Weekends won’t feel like weekends

Actually, for _any _mom, weekends are a crock. It’s not like you’re sleeping in or spending hours at the gym just because it’s Saturday. You’re trying your best to be a cheerful, involved mom spending quality time (read: activities) with the child you’ve barely seen all week, even though you’re completely exhausted. Plus you’ve got to do all that laundry, grocery shopping and dry-cleaning-dropping-off that you haven’t had time to touch all week. And you should probably finally get that dusty, squished-Cheerios film off the floor.

You’ll feel a strong bond with baby’s caregiver

Okay, so there will be moments you feel jealous of the person who gets to spend more time with your child than you.
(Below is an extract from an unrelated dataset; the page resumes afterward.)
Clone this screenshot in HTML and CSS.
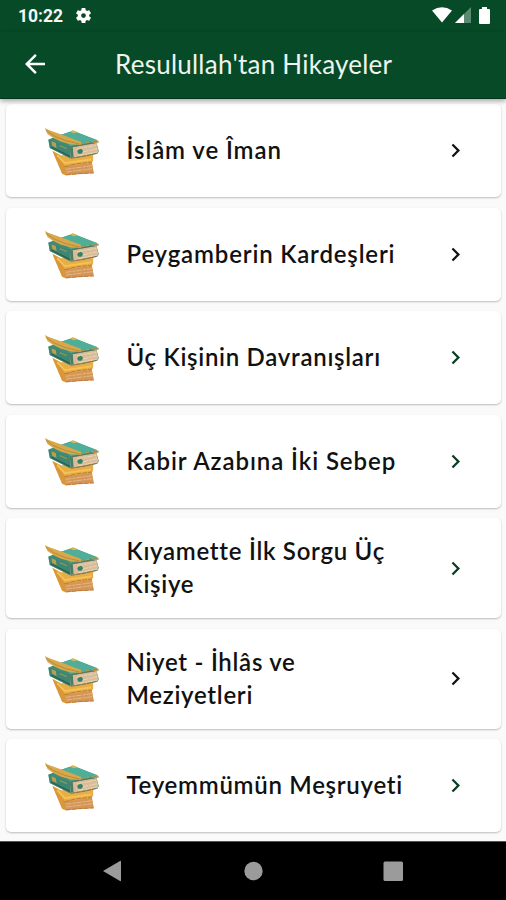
FILE: index.html
```html
<!DOCTYPE html>
<html lang="tr">
<head>
<meta charset="utf-8">
<title>Resulullah'tan Hikayeler</title>
<link rel="stylesheet" href="styles.css">
</head>
<body>
<svg class="defs" width="0" height="0">
  <symbol id="books" viewBox="25 30 170 150">
    <path d="M50 104 L76 118 L172 112 L172 134 L168 139 L174 170 L88 178 L79 173 Z" fill="#e9ad45"/>
    <path d="M50 106 L62 113 L88 152 L92 177 L79 173 Z" fill="#d9973a"/>
    <path d="M86 152 L168 140 L173 171 L92 176 Z" fill="#d49658"/>
    <path d="M90 160 L168 149 M91 168 L171 158" stroke="#e9bd88" stroke-width="2.5" stroke-dasharray="17 3 9 2" fill="none"/>
    <path d="M86 152 L120 144 L169 138 M90 177 L130 173 L174 171" stroke="#b5702f" stroke-width="2.5" stroke-dasharray="15 3" fill="none"/>
    <path d="M64 118 L87 141 L166 130" stroke="#f5c355" stroke-width="5" fill="none"/>
    <path d="M37 71 L58 62 L112 44 L188 75 L182 81 L189 106 L184 113 L103 127 L42 96 Z" fill="#3f8d79"/>
    <path d="M66 60 L111 44 L184 72 L105 90 Z" fill="#4fae97"/>
    <path d="M39 70 L101 94 L103 126 L42 96 Z" fill="#3c8673"/>
    <path d="M46 93 L102 121" stroke="#2d5f50" stroke-width="4" fill="none"/>
    <path d="M47 76 L60 81 L62 96 L49 89 Z" fill="#b99f50"/>
    <path d="M72 89 L93 98" stroke="#8a9658" stroke-width="4" fill="none"/>
    <path d="M102 95 L182 81 L188 107 L182 112 L105 126 Z" fill="#d9bd99"/>
    <path d="M124 98 L180 88 M140 108 L184 98 M126 119 L183 108" stroke="#ecd3b3" stroke-width="3" stroke-dasharray="17 3 9 2" fill="none"/>
    <path d="M102 94 L145 85 L185 79 M105 127 L145 121 L184 112" stroke="#7b6446" stroke-width="2.500" stroke-dasharray="14 2" fill="none"/>
    <path d="M102 95 L111 94 L113 123 L105 125 Z" fill="#4a7c66"/>
    <path d="M127 101 L136 98 L142 105 L137 113 L128 113 L124 107 Z" fill="#328267"/>
    <path d="M128 86 L184 73" stroke="#c9a54c" stroke-width="2.500" stroke-dasharray="16 3" fill="none"/>
    <path d="M102 46 L112 43 L126 49 L113 52 Z" fill="#dab659"/>
    <path d="M27 36 L39 42 L83 58 L136 78 L134 86 L104 85 L76 77 L51 65 L35 54 Z" fill="#d9a84a"/>
    <path d="M30 43 L55 60 L90 74 L131 84" stroke="#a87a36" stroke-width="2" fill="none"/>
    <path d="M188 74 L166 81 L189 80 Z" fill="#cf9c55"/>
  </symbol>
  <symbol id="chevron" viewBox="0 0 24 24"><path d="M10 6 8.59 7.41 13.17 12l-4.58 4.59L10 18l6-6z"/></symbol>
</svg>

<div class="statusbar">
  <span class="clock">10:22</span>
  <svg class="gear" viewBox="0 0 24 24"><path fill-rule="evenodd" d="M19.14 12.94a7.5 7.5 0 0 0 0-1.88l2.03-1.58a.5.5 0 0 0 .12-.61l-1.92-3.32a.5.5 0 0 0-.59-.22l-2.39.96a7 7 0 0 0-1.62-.94l-.36-2.54a.5.5 0 0 0-.48-.41h-3.84a.5.5 0 0 0-.47.41l-.36 2.54a7.4 7.4 0 0 0-1.62.94l-2.39-.96a.5.5 0 0 0-.59.22L2.74 8.87a.5.5 0 0 0 .12.61l2.03 1.58a7.500 7.500 0 0 0 0 1.88l-2.03 1.58a.5.5 0 0 0-.12.61l1.92 3.32c.12.22.37.29.59.22l2.39-.96c.5.38 1.030.7 1.620.94l.36 2.540c.05.24.24.41.48.41h3.840c.24 0 .44-.17.47-.41l.36-2.540a7.400 7.400 0 0 0 1.620-.94l2.390.96c.22.08.47 0 .59-.22l1.920-3.320a.5.5 0 0 0-.12-.61zM12 15a3 3 0 1 1 0-6 3 3 0 0 1 0 6z"/></svg>
  <div class="indicators">
    <svg width="20" height="16" viewBox="0 0 20 16"><path d="M0 3.500Q10-3 20 3.500L10 15.500z"/></svg>
    <svg width="16" height="16" viewBox="0 0 16 16"><path d="M0 16 16 0v16z" opacity=".35"/><path d="M0 16 9 7v9z"/></svg>
    <svg width="11" height="17" viewBox="0 0 11 17"><path d="M3 0h5v2h2q1 0 1 1v13q0 1-1 1H1q-1 0-1-1V3q0-1 1-1h2z"/></svg>
  </div>
</div>
<header class="appbar">
  <svg class="back" viewBox="0 0 24 24"><path d="M20 11H7.830l5.590-5.590L12 4l-8 8 8 8 1.410-1.410L7.830 13H20z"/></svg>
  <h1 class="title">Resulullah'tan Hikayeler</h1>
</header>
<main class="list">
  <div class="card"><svg class="books"><use href="#books"/></svg><span class="label wide">İslâm ve Îman</span><svg class="chevron"><use href="#chevron"/></svg></div>
  <div class="card"><svg class="books"><use href="#books"/></svg><span class="label medium">Peygamberin Kardeşleri</span><svg class="chevron"><use href="#chevron"/></svg></div>
  <div class="card"><svg class="books"><use href="#books"/></svg><span class="label">Üç Kişinin Davranışları</span><svg class="chevron green"><use href="#chevron"/></svg></div>
  <div class="card"><svg class="books"><use href="#books"/></svg><span class="label wide">Kabir Azabına İki Sebep</span><svg class="chevron green"><use href="#chevron"/></svg></div>
  <div class="card tall"><svg class="books"><use href="#books"/></svg><span class="label">Kıyamette İlk Sorgu Üç<br>Kişiye</span><svg class="chevron green"><use href="#chevron"/></svg></div>
  <div class="card tall"><svg class="books"><use href="#books"/></svg><span class="label">Niyet - İhlâs ve<br>Meziyetleri</span><svg class="chevron"><use href="#chevron"/></svg></div>
  <div class="card"><svg class="books"><use href="#books"/></svg><span class="label">Teyemmümün Meşruyeti</span><svg class="chevron green"><use href="#chevron"/></svg></div>
</main>
<nav class="navbar">
  <svg width="20" height="22" viewBox="0 0 20 22"><path d="M0 11 17 1q1-.5 1 .5v19q0 1-1 .5z"/></svg>
  <svg width="20" height="20" viewBox="0 0 20 20"><circle cx="10.500" cy="10" r="9.200"/></svg>
  <svg width="20" height="20" viewBox="0 0 20 20"><rect x=".5" y=".5" width="19.500" height="19.500" rx="1.500"/></svg>
</nav>
</body>
</html>
```
FILE: styles.css
```css
* { box-sizing: border-box; }
body {
  margin: 0;
  width: 506px;
  height: 900px;
  overflow: hidden;
  display: flex;
  flex-direction: column;
  background: #fafafa;
  font-family: Lato, "Open Sans", sans-serif;
}
.defs { position: absolute; }
.statusbar {
  flex: none;
  height: 32px;
  padding: 0 16px 0 18px;
  display: flex;
  align-items: center;
  background: #064a27;
  color: #f4f8f4;
  fill: #fff;
}
.clock { font: 700 17.5px/32px Roboto, sans-serif; width: 56px; }
.gear { width: 19px; height: 19px; margin-top: -1px; }
.indicators { margin-left: auto; display: flex; align-items: center; gap: 3px; margin-top: -2px; }
.indicators svg:last-child { margin-left: 5px; }
.appbar {
  flex: none;
  position: relative;
  z-index: 1;
  height: 67px;
  display: flex;
  align-items: center;
  padding: 0 20px 2px;
  background: #064a27;
  border-bottom: 1px solid #02371a;
  box-shadow: 0 2px 5px rgba(0, 0, 0, .35);
}
.back { width: 30px; height: 30px; fill: #fff; }
.title {
  margin: 0 0 0 65px;
  font-size: 26px;
  font-weight: 400;
  line-height: 34px;
  letter-spacing: .24px;
  color: #eef4ee;
  white-space: nowrap;
}
.list {
  flex: none;
  height: 742px;
  padding: 5px 5px 0 6px;
  display: flex;
  flex-direction: column;
  gap: 10.5px;
}
.card {
  flex: none;
  height: 93px;
  padding: 0 32.500px 0 37.500px;
  display: flex;
  align-items: center;
  background: #fff;
  border-radius: 5px;
  box-shadow: 0 1px 2px rgba(0, 0, 0, .25);
}
.card.tall { height: 100.200px; }
.books { flex: none; width: 57px; height: 50px; }
.label {
  flex: 1;
  margin-left: 26px;
  padding-bottom: 2px;
  font-size: 24px;
  line-height: 33px;
  font-weight: 600;
  letter-spacing: .72px;
  color: #111;
  white-space: nowrap;
}
.label.medium { letter-spacing: .83px; }
.label.wide { letter-spacing: .92px; }
.chevron { flex: none; width: 27px; height: 27px; fill: #111; }
.chevron.green { fill: #0b3d24; }
.navbar {
  flex: none;
  height: 59px;
  padding: 0 103px;
  display: flex;
  align-items: center;
  justify-content: space-between;
  background: #000;
  border-top: 1px solid #555;
  fill: #9b9b9b;
}
```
But the predominant feeling you’ll have toward baby’s nanny or day care teacher will likely be attachment. After all, she’ll appreciate baby’s personality quirks and celebrate his milestones right along with you. This is actually a very warm, it-takes-a-village feeling. Of course, if the caregiver lets you down, nothing will anger you more.

You’ll feel like you’re never good enough—at home or at work

We working women are so desperate for a formula that will help us achieve that elusive work-life balance—or at the very least help us feel less like we’re failing in both the parenting and career arenas. But there might not be one. There will be days you feel like you can’t do anything right, that you’re not giving 100 percent at work, at home and definitely not at the gym (if you happen to miraculously find yourself there), and that you’re letting your colleagues, kids, partner and yourself down. But somehow, you’ll snap yourself out of it. You’ll forgive yourself for giving your kids frozen pizza for dinner and for missing that meeting at work and tell yourself that tomorrow will be better (and it probably will be, we swear!).
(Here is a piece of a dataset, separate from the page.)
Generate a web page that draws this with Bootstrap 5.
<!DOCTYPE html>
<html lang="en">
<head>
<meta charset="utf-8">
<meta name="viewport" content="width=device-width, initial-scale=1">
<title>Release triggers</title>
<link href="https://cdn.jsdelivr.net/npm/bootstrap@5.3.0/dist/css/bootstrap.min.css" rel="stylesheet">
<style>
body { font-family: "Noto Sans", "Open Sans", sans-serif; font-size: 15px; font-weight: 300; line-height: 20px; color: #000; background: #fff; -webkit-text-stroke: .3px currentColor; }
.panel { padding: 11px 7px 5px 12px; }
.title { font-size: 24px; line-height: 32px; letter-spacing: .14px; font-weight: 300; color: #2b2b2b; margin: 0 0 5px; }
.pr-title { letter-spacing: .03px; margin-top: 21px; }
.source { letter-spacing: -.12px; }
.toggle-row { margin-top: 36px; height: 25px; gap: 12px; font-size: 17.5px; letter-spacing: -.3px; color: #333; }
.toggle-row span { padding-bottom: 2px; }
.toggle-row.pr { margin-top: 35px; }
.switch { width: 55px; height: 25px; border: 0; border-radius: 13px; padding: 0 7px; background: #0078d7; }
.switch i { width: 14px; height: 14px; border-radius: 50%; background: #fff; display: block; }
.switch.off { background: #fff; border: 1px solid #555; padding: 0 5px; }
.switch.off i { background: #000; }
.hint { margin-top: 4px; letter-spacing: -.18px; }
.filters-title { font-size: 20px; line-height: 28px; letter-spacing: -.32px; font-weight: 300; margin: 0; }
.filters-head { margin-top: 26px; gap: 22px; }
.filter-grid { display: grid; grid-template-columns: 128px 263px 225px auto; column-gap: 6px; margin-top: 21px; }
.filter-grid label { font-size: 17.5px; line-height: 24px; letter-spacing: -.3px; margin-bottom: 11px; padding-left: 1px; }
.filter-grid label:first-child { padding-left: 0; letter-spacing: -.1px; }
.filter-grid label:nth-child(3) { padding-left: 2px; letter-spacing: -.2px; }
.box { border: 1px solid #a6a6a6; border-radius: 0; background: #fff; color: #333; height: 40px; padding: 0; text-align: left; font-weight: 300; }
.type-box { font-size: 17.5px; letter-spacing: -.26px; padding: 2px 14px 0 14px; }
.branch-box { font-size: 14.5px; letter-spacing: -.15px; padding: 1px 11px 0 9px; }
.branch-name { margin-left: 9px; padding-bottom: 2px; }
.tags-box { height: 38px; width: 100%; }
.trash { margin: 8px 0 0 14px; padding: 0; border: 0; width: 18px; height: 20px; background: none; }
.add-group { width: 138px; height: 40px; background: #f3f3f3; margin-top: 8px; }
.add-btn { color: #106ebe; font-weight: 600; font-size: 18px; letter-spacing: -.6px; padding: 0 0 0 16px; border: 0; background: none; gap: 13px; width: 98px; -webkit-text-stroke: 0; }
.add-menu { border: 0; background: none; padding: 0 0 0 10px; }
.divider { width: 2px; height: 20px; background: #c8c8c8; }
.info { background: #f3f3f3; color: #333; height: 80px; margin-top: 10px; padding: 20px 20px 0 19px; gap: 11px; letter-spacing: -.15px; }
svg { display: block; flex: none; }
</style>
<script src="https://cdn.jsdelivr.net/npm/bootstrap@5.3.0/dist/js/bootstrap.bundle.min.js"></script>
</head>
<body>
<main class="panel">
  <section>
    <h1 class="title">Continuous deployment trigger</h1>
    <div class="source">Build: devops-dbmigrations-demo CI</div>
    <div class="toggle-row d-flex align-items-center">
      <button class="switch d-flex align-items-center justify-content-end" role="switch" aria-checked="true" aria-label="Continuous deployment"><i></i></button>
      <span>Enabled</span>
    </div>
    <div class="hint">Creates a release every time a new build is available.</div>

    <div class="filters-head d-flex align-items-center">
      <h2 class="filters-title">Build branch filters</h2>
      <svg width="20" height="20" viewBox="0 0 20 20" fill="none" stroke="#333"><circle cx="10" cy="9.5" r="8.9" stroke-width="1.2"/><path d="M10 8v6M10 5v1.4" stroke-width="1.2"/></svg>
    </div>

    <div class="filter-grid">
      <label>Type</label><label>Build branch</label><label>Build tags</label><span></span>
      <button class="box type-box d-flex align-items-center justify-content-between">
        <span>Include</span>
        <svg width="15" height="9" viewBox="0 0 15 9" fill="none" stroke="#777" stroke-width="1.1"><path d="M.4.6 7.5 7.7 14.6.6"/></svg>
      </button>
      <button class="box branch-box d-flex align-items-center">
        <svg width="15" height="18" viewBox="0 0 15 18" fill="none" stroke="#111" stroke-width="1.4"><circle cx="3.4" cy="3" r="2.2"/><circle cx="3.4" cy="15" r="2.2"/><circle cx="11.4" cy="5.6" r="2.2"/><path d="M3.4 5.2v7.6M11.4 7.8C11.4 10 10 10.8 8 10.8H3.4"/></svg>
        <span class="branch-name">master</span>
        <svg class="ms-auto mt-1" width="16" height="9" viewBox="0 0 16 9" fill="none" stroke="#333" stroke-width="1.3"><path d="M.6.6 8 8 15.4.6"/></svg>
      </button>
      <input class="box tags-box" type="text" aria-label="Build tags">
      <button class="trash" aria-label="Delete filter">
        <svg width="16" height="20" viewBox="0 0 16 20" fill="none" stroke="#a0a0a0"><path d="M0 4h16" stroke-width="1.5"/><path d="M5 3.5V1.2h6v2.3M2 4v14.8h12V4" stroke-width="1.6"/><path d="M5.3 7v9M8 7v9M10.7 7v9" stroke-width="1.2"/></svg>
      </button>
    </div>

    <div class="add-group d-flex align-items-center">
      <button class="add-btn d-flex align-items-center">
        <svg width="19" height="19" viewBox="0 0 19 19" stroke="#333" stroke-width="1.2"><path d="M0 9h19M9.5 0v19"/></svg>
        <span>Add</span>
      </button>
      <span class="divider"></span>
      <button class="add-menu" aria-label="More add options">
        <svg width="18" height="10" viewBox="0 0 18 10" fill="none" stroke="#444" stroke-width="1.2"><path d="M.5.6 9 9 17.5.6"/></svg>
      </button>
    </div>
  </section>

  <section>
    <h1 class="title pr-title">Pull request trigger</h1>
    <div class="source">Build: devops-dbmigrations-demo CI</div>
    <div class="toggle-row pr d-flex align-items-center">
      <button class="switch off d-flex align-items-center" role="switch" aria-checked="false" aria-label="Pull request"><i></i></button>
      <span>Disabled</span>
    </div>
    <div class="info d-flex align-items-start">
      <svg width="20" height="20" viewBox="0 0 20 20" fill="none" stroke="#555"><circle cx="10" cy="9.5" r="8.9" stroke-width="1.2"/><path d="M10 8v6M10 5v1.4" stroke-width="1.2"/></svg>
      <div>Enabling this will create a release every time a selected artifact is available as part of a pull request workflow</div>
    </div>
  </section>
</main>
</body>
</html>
Walking in the door makes it all worth it

So here comes the best part. The return home/pickup. Man, are those kids happy to see you. Get ready for some hugs so big you’ll sometimes get knocked over. (Well, most of the time—occasionally they seem indifferent or, worse, miffed you arrived just when the game of Duck, Duck, Goose was getting interesting.) Your heart will melt at the excited squeals, the uncontrollable hand waves and the leg hugs. This is when everything seems okay. You made it through another day. You’ve got a job, a kid who doesn’t seem fazed by your absence, and you couldn’t be more grateful for this and in love with him. You’re gonna make it after all.